Optimal and Sustainable Operation of Energy Communities Organized in Interconnected Microgrids

Full dependence on the main electrical grid carries risks, including high electricity costs and increased power losses due to the distance between power plants and consumers. An energy community consists of distributed generation resources and consumers within a localized area, aiming to produce electricity economically and sustainably while minimizing long-distance power transfers and promoting renewable energy integration. In this paper, a method for the optimal and sustainable operation of energy communities organized in interconnected microgrids is developed. The microgrids examined in this work consist of residential buildings, plug-in electric vehicles (PEVs), renewable energy sources (RESs), and local generators. The primary objective of this study is to minimize the operational costs of the energy community resulting from the electricity exchange with the main grid and the power production of local generators.

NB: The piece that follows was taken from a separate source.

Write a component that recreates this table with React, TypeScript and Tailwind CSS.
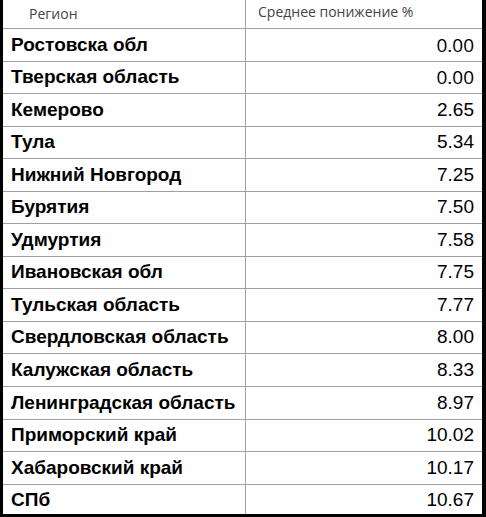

To achieve this, microgrids efficiently share electric power, regulate local generator production, and leverage energy storage in PEVs for power management, reducing the need for traditional energy storage installation. Additionally, this work aims to achieve net-zero energy exchange with the main grid, reduce greenhouse gas (GHG) emissions, and decrease power losses in the distribution lines connecting microgrids, while adhering to numerous technical and operational constraints. Detailed simulations were conducted to prove the effectiveness of the proposed approach.